▶ **DATA FOR PROCESSING**:

───

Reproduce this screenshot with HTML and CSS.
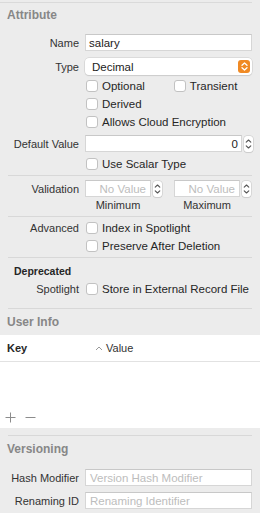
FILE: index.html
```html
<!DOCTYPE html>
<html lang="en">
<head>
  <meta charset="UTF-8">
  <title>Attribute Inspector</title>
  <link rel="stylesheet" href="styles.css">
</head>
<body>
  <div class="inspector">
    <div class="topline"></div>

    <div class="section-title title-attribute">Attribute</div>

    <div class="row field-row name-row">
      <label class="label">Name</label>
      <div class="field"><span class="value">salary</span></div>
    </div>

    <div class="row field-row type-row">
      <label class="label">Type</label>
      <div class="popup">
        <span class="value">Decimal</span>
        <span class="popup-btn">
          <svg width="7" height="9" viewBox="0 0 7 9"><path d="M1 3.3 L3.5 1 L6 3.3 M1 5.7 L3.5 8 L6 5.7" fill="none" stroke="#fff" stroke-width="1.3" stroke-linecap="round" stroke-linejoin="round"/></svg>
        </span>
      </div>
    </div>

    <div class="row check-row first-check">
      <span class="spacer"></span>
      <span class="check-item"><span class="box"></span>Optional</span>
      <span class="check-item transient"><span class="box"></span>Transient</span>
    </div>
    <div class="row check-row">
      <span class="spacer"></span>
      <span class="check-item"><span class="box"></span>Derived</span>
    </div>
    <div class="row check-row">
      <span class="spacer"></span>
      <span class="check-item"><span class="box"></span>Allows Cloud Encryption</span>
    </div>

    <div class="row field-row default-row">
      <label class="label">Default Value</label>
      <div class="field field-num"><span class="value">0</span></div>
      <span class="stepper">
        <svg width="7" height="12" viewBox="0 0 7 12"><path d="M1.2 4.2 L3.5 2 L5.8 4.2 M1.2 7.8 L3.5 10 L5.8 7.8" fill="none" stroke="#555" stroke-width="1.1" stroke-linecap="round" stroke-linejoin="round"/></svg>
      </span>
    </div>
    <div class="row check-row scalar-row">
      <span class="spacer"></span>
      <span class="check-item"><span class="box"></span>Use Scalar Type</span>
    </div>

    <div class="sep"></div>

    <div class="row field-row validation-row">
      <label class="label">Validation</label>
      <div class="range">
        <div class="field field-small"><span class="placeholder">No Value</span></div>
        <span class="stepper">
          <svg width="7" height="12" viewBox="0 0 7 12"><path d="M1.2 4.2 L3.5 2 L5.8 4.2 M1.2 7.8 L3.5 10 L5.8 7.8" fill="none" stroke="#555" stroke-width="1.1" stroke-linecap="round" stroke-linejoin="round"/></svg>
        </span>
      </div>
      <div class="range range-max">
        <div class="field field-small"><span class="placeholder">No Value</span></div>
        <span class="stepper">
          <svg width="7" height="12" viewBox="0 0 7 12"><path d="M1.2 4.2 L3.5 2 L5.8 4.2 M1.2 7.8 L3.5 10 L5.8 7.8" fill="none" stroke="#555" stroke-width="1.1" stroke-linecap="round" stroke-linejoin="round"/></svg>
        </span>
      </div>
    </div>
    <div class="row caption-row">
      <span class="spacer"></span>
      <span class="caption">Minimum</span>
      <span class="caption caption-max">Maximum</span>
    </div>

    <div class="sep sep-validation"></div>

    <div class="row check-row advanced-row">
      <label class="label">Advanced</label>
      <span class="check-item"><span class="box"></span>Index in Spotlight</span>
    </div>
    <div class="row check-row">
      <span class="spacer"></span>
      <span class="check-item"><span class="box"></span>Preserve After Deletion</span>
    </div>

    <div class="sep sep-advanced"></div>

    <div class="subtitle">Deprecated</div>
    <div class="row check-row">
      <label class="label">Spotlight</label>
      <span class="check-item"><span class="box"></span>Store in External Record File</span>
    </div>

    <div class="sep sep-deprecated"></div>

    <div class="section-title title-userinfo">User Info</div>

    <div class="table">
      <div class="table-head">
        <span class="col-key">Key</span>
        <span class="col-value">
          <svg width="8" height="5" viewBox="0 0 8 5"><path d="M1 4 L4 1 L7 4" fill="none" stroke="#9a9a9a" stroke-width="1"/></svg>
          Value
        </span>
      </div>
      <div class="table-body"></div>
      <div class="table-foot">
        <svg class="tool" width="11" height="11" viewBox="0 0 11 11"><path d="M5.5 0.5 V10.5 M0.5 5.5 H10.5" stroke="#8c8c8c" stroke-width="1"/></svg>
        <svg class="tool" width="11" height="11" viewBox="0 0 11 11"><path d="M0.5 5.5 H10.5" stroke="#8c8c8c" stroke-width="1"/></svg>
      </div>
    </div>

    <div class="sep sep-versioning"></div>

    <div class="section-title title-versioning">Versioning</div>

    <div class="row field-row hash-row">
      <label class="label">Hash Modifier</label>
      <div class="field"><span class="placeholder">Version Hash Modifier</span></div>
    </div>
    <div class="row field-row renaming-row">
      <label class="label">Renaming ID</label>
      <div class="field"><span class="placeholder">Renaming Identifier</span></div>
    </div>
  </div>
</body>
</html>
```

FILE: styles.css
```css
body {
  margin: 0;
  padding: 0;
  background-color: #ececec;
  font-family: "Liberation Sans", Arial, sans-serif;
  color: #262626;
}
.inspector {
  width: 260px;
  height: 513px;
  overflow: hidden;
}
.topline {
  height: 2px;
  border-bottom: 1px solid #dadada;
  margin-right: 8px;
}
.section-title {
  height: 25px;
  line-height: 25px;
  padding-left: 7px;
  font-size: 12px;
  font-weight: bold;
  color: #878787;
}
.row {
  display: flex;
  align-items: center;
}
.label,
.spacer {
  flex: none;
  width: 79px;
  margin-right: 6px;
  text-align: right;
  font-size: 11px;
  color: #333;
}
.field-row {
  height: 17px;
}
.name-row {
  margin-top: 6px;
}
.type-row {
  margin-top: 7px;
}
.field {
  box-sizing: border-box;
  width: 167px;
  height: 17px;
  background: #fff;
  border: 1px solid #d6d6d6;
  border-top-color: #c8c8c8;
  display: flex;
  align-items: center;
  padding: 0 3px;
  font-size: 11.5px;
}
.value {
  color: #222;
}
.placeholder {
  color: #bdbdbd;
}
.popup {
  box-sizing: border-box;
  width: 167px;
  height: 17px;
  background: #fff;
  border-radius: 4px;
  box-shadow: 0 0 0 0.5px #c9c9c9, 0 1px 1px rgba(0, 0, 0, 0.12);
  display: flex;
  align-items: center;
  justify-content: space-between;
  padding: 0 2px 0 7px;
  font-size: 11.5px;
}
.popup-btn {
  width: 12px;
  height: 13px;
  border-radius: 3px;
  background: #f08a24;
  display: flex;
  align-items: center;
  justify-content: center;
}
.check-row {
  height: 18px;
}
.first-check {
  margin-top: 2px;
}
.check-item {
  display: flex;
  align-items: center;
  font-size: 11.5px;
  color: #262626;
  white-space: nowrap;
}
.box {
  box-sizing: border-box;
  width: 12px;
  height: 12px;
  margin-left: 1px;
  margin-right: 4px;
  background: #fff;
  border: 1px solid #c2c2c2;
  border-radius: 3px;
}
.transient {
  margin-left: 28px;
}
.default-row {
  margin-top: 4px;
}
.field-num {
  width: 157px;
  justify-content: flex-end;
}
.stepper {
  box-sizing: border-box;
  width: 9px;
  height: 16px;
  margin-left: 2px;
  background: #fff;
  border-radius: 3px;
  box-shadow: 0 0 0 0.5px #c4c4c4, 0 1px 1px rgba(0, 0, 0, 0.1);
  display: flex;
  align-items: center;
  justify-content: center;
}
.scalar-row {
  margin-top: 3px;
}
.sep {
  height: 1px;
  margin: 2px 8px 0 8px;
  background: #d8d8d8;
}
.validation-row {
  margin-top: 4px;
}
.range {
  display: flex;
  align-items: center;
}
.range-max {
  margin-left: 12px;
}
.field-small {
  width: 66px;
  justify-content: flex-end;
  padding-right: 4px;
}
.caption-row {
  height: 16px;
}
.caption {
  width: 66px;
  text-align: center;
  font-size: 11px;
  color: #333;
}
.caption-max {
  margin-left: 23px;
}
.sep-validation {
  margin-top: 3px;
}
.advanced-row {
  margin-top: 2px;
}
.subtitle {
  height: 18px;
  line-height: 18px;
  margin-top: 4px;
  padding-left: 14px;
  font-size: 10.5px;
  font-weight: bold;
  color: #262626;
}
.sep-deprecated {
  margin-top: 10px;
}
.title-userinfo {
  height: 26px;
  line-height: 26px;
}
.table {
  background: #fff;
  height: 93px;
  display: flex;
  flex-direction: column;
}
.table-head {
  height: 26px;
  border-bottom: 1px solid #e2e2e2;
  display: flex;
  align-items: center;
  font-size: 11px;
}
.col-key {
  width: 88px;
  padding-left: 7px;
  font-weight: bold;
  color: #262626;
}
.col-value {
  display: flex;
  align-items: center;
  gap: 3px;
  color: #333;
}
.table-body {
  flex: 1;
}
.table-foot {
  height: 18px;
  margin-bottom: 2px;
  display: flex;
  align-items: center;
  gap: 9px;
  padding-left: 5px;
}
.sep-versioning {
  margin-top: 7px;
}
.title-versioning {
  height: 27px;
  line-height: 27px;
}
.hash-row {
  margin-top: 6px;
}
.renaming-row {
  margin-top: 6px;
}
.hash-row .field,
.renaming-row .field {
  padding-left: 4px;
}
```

───

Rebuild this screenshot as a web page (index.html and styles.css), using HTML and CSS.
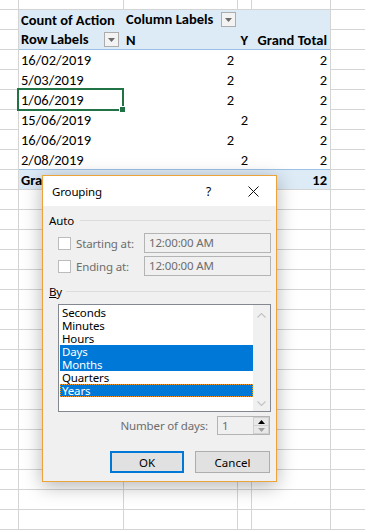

───

▶ **PROBLEM**: Gather each line of the listing that holds the string "styles".

▶ **RESULT OF THIS TASK**:
  <link rel="stylesheet" href="styles.css">
FILE: styles.css
Rebuild this screenshot as a web page (index.html and styles.css), using HTML and CSS.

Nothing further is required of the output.